全日本都道府県対抗剣道優勝大会、全国家庭婦人剣道大会の組み替え決まる

  同じ日の評議員会、理事会において、来年度より標記二大会の組み替えを行うことが正式に決まりました。このことについてはすでに執行部案を披露していますが、原案通り決定されました。


  都道府県大会は、従来通り4月29日に、高校生・大学生の枠を設けて男子だけの大会として実施されます。


  家庭婦人大会は、全日本都道府県対抗女子剣道優勝大会として7月18日に日本武道館で行われます。人員はこれまで通り5名で、先鋒・次鋒に高校生・大学生を当てます。


  組み替えの趣旨はすでに述べてきておりますが、男子、女子の各都道府県の総力戦としての二本の柱を立てるとともに、高校生、大学生に出番を与えて剣道界の活性化を図ることを目指します。


  特に女子については、ママさんバレーよりの類推とも言える、レクリエーション的大会を、女子の本格的大会に性格変更を行うことを通じて、女子剣道界が活性化されることを期待しています。


  女子の試合について、近年試合時間を男子並みに改めつつありますが、これらと対応しての措置となります。

相談役・松本良諄氏逝去される

  全剣連副会長・相談役、国際剣道連盟副会長、大阪府剣道連盟名誉会長、また全日本学生剣道連盟会長などを務められ、剣道の振興、剣道界の円滑な運営に長きにわたって努力頂いた、松本さんが去る10月29日に亡くなられました。


  ご病気をされましたが、順調に回復中とのお話で、特に11月3日の全日本選手権大会には出席されるとのご連絡を受け安心しておりました矢先の急逝で、ショックを受けています。


  松本さんは大阪商大のご出身、戦前の学生剣道に打ち込まれました。戦中は軍務につき満州勤務であったため、敗戦後シベリア抑留の憂き目を見て、苦労されました。戦後は紡績業界で活躍され、敷島紡績の社長を務められました。事業だけでなく、剣道を含めて広く世話をされ、とくに健康保険の関係、ロータリークラブなどでご苦労された話はよく伺いました。

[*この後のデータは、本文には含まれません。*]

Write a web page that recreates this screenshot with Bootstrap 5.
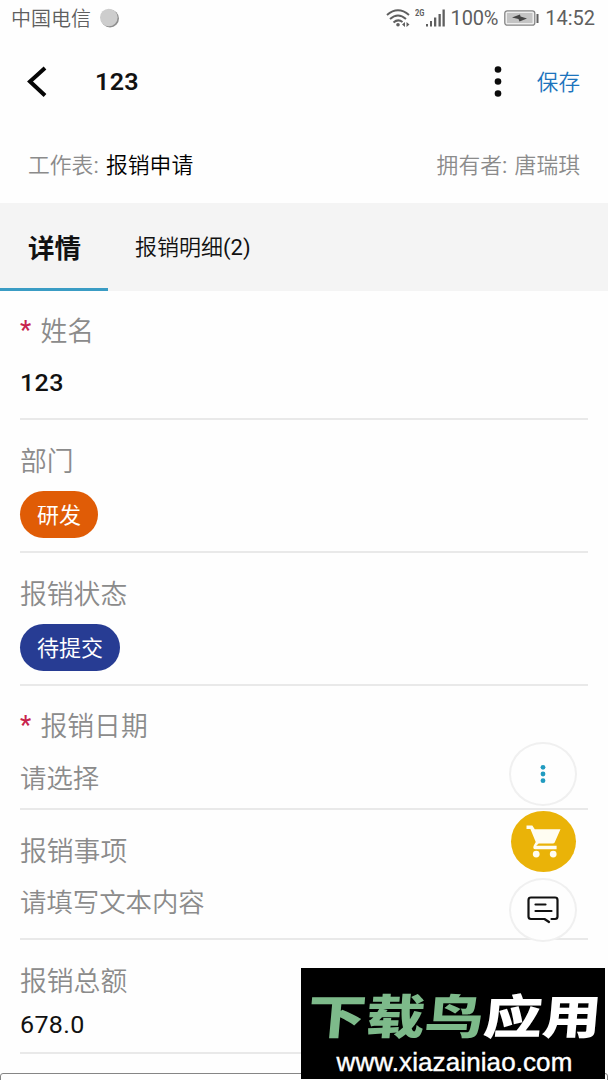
<!DOCTYPE html>
<html lang="zh-CN">
<head>
    <meta charset="UTF-8">
    <meta name="viewport" content="width=device-width, initial-scale=1">
    <title>报销申请</title>

    <!-- Bootstrap CSS -->
    <link href="https://cdn.jsdelivr.net/npm/bootstrap@5.3.0/dist/css/bootstrap.min.css" rel="stylesheet">

    <style>
        body {
            font-family: Roboto, "Noto Sans CJK SC", sans-serif;
            background-color: #fefefe;
            color: #111;
            line-height: 1;
        }
        svg {
            display: block;
            flex: none;
        }
        .screen {
            width: 608px;
            height: 1080px;
        }
        /* Status bar */
        .status-bar {
            height: 36px;
            padding: 0 13px 0 11px;
            font-size: 20px;
            color: #5f5f5f;
        }
        .carrier {
            font-weight: 350;
            padding-top: 2px;
        }
        .percent {
            margin-left: 6px;
            letter-spacing: -.2px;
        }
        .clock {
            margin-left: 5px;
        }
        /* Title bar */
        .title-bar {
            height: 91px;
            padding: 0 28px 0 26px;
        }
        .title-bar h1 {
            font-size: 23px;
            font-weight: 600;
            letter-spacing: .3px;
            margin: 2px 0 0 47px;
            transform: scaleX(1.09);
            transform-origin: left;
        }
        .save-link {
            font-size: 21.6px;
            font-weight: 350;
            color: #1c74bd;
            text-decoration: none;
            margin-left: 35px;
            padding-top: 3px;
        }
        .sheet-info {
            height: 76px;
            padding: 2px 28px 0;
            font-size: 21.8px;
            font-weight: 350;
            color: #8b8b8b;
        }
        .sheet-info b {
            font-weight: 350;
            color: #000;
        }
        .colon {
            font-weight: 400;
            margin-right: 2px;
        }
        /* Tabs */
        .sheet-tabs {
            height: 88px;
            background-color: #f4f4f4;
        }
        .sheet-tabs .nav-link {
            color: #111;
            font-size: 22px;
            font-weight: 350;
            padding: 4px 27px 0;
            border-bottom: 3px solid transparent;
        }
        .sheet-tabs .nav-link.active {
            font-size: 26.5px;
            font-weight: 700;
            padding: 7px 27px 0 28px;
            border-bottom-color: #3a9cc4;
        }
        /* Form fields */
        .field {
            margin: 0 20px;
            border-bottom: 2px solid #e9e9e9;
            font-size: 26.8px;
            font-weight: 350;
            color: #8b8b8b;
        }
        .field-name { height: 129px; }
        .field-tag { height: 133px; }
        .field-date { height: 124px; }
        .field-item { height: 130px; }
        .field-total { height: 114px; }
        .field-label {
            line-height: 40px;
            padding-top: 21px;
        }
        .field-tag .field-label { padding-top: 22px; }
        .field-item .field-label,
        .field-total .field-label { padding-top: 22px; }
        .field-required {
            color: #c8234c;
            font-size: 25px;
            font-weight: 500;
            line-height: 1;
            display: inline-block;
            width: 20.5px;
            transform: translateY(-2px);
        }
        .field-value {
            font-size: 26.4px;
            line-height: 40px;
            margin-top: 12px;
        }
        .field-item .field-value { margin-top: 11px; }
        .field-number {
            font-size: 23px;
            letter-spacing: .3px;
            color: #111;
            font-weight: 400;
            transform: scaleX(1.09);
            transform-origin: left;
        }
        .pill {
            height: 47px;
            padding: 2px 17px 0;
            margin-top: 9px;
            border-radius: 24px;
            font-size: 22px;
            font-weight: 400;
            color: #fff;
        }
        .pill-orange { background-color: #e05c06; }
        .pill-blue { background-color: #273c93; }
        .next-box {
            height: 20px;
            margin-top: 19px;
            border: 1px solid #858585;
            border-radius: 3px;
        }
        /* Floating buttons over the form */
        .float-tools {
            top: 742px;
            left: 509px;
            width: 68px;
        }
        .float-btn {
            width: 68px;
            height: 64px;
            border-radius: 50%;
            background-color: #fefefe;
            border: 2px solid #f0f0f0;
        }
        .float-cart {
            width: 65px;
            height: 61px;
            margin: 5px 0 6px;
            border: 0;
            background-color: #eab308;
        }
        /* Download banner */
        .site-banner {
            left: 301px;
            top: 968px;
            width: 304px;
            height: 111px;
            background-color: #000;
            color: #fff;
        }
        .banner-name {
            font-family: "Noto Sans CJK SC", sans-serif;
            font-size: 47px;
            font-weight: 900;
            line-height: 50px;
            margin: 21px 0 0 2px;
            white-space: nowrap;
            transform: scaleX(1.25) skewX(-4deg);
        }
        .banner-name span {
            color: #7dba8a;
        }
        .banner-url {
            font-family: "Liberation Sans", Arial, sans-serif;
            font-size: 26px;
            line-height: 30px;
            margin-top: 8px;
            margin-left: 3px;
            letter-spacing: .1px;
            -webkit-text-stroke: .4px #fff;
        }
    </style>
</head>
<body>

    <div class="screen position-relative overflow-hidden">

        <div class="status-bar d-flex align-items-center">
            <span class="carrier">中国电信</span>
            <svg class="ms-2" width="22" height="20" viewBox="0 0 22 20">
                <circle cx="11" cy="10.5" r="9" fill="#8e8e8e"/>
                <circle cx="9.8" cy="9.5" r="8.8" fill="#cdcdcd"/>
            </svg>
            <svg class="ms-auto" width="24" height="18" viewBox="0 0 24 18" fill="none" stroke="#5f5f5f" stroke-width="2">
                <path d="M1 6Q12 -3.5 23 6M4 10Q12 3 20 10M7.5 13.5Q12 9.5 16.5 13"/>
                <circle cx="12" cy="15.7" r="1.8" fill="#5f5f5f" stroke="none"/>
                <path d="M19 13v5l-3-2.5zM20.5 13v5l3-2.5z" fill="#5f5f5f" stroke="none"/>
            </svg>
            <svg width="30" height="20" viewBox="0 0 30 20" fill="#5f5f5f" style="margin-left: 5px">
                <text x="0" y="8" font-size="9.5" font-weight="700" textLength="9.5" lengthAdjust="spacingAndGlyphs">2G</text>
                <path d="M11 16h2v2.5h-2zM15 13h2v5.5h-2zM19 9.5h2.3v9h-2.3zM23.5 6h2.3v12.5h-2.3zM27.5 1.5h2.3v17h-2.3z"/>
            </svg>
            <span class="percent">100%</span>
            <svg width="36" height="16" viewBox="0 0 36 16" style="margin-left: 6px">
                <rect x=".8" y=".8" width="30" height="14.4" rx="2.5" fill="#eee" stroke="#858585" stroke-width="1.3"/>
                <rect x="3" y="3" width="25.5" height="10" fill="#c4c4c4"/>
                <path d="M8 7.5L16 4.500L16.500 6.500L23 8.500L15.500 11.500L14.500 9z" fill="#444"/>
                <path d="M32.5 4h2v9h-2z" fill="#5f5f5f"/>
            </svg>
            <span class="clock">14:52</span>
        </div>

        <div class="title-bar d-flex align-items-center">
            <svg width="22" height="32" viewBox="0 0 22 32" fill="none" stroke="#050505" stroke-width="4">
                <path d="M19 2L4 15.5L19 29.5"/>
            </svg>
            <h1>123</h1>
            <svg class="ms-auto" width="8" height="32" viewBox="0 0 8 32" fill="#0b0b0b">
                <circle cx="4" cy="3.5" r="3.3"/>
                <circle cx="4" cy="15.5" r="3.3"/>
                <circle cx="4" cy="27.5" r="3.3"/>
            </svg>
            <a href="#" class="save-link">保存</a>
        </div>

        <div class="sheet-info d-flex justify-content-between align-items-center">
            <span>工作表<span class="colon">:</span> <b>报销申请</b></span>
            <span>拥有者<span class="colon">:</span> 唐瑞琪</span>
        </div>

        <nav class="sheet-tabs nav flex-nowrap">
            <a class="nav-link active d-flex align-items-center" href="#">详情</a>
            <a class="nav-link d-flex align-items-center" href="#">报销明细<span class="fw-normal">(2)</span></a>
        </nav>

        <div class="field field-name">
            <div class="field-label"><span class="field-required">*</span>姓名</div>
            <div class="field-value field-number fw-medium">123</div>
        </div>
        <div class="field field-tag">
            <div class="field-label">部门</div>
            <span class="pill pill-orange d-inline-flex align-items-center">研发</span>
        </div>
        <div class="field field-tag">
            <div class="field-label">报销状态</div>
            <span class="pill pill-blue d-inline-flex align-items-center">待提交</span>
        </div>
        <div class="field field-date">
            <div class="field-label"><span class="field-required">*</span>报销日期</div>
            <div class="field-value">请选择</div>
        </div>
        <div class="field field-item">
            <div class="field-label">报销事项</div>
            <div class="field-value">请填写文本内容</div>
        </div>
        <div class="field field-total">
            <div class="field-label">报销总额</div>
            <div class="field-value field-number mt-1">678.0</div>
        </div>
        <div class="next-box"></div>

        <!-- Floating buttons -->
        <div class="float-tools position-absolute d-flex flex-column align-items-center">
            <div class="float-btn d-flex align-items-center justify-content-center">
                <svg width="6" height="20" viewBox="0 0 6 20" fill="#219bc0">
                    <circle cx="3" cy="3.3" r="2.4"/>
                    <circle cx="3" cy="10" r="2.4"/>
                    <circle cx="3" cy="16.7" r="2.4"/>
                </svg>
            </div>
            <div class="float-btn float-cart d-flex align-items-center justify-content-center">
                <svg width="35" height="33" viewBox="0 0 36 34">
                    <path d="M.5 .5H6.5L9 4.5H35.5L29.5 18Q29 19 27.5 19H13L10.5 21.5H31.5V25H9.5Q6.5 24.5 8 21L10 17.5L4.5 4H.5z" fill="#fffdf2"/>
                    <circle cx="10.5" cy="30" r="3.5" fill="#fffdf2"/>
                    <circle cx="28" cy="30" r="3.5" fill="#fffdf2"/>
                </svg>
            </div>
            <div class="float-btn d-flex align-items-center justify-content-center">
                <svg width="32" height="28" viewBox="0 0 32 28" fill="none" stroke="#111" stroke-width="2.2" stroke-linecap="round" stroke-linejoin="round">
                    <path d="M24.5 23H28q2.5 0 2.5-2.5V4Q30.5 1.5 28 1.5H4Q1.5 1.5 1.5 4V20.5q0 2.5 2.5 2.5H17.5L22 26M8.5 8.5H18.5M8.5 15H24.5"/>
                </svg>
            </div>
        </div>

        <!-- Download site banner -->
        <div class="site-banner position-absolute d-flex flex-column align-items-center">
            <div class="banner-name"><span>下载鸟</span>应用</div>
            <div class="banner-url">www.xiazainiao.com</div>
        </div>
    </div>

    <!-- Bootstrap JS -->
    <script src="https://cdn.jsdelivr.net/npm/bootstrap@5.3.0/dist/js/bootstrap.bundle.min.js"></script>

</body>
</html>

  関東、関西と離れていましたが、同世代の学生剣道出身で、話が良く合いました。剣道界の運営については穏健で、筋も通されよく助けて頂きました。昨年剣道特別功労者に推薦しました際には、当初固辞しておられましたが受けて頂き、「やっぱり貰って良かったよ」との言葉を頂き一安心しました。急のご逝去誠に残念で、哀悼の念に堪えません。

秋の剣道七・六段審査会の受審者増加

  名古屋での剣道七・六段審査、東京の剣道八段審査、剣道七・六段審査、いずれも前年より、100名ずつの増加で一致しました。
  受審日程も2日ずつになります。ご注意のうえ受審されるようお願いします。

断 片 選手権大会こぼれ話

①選手権者に子供たちが群がりサインを求める光景は、例年のことですが、本年は特に多く、正代選手はファンに7時過ぎまで応えたようです。それから規定によるドーピング検査を受け、8時頃開放されたとのこと。一寸良い話です。


②世界剣道選手権大会を来年に控え、大会への海外の関心も高く、韓国からは監督・選手候補総出の来場があり、その他、米国・豪州などの顔も見えました。


③大会の観客も増加し、本年は8千名の大台に乗ったとのことです。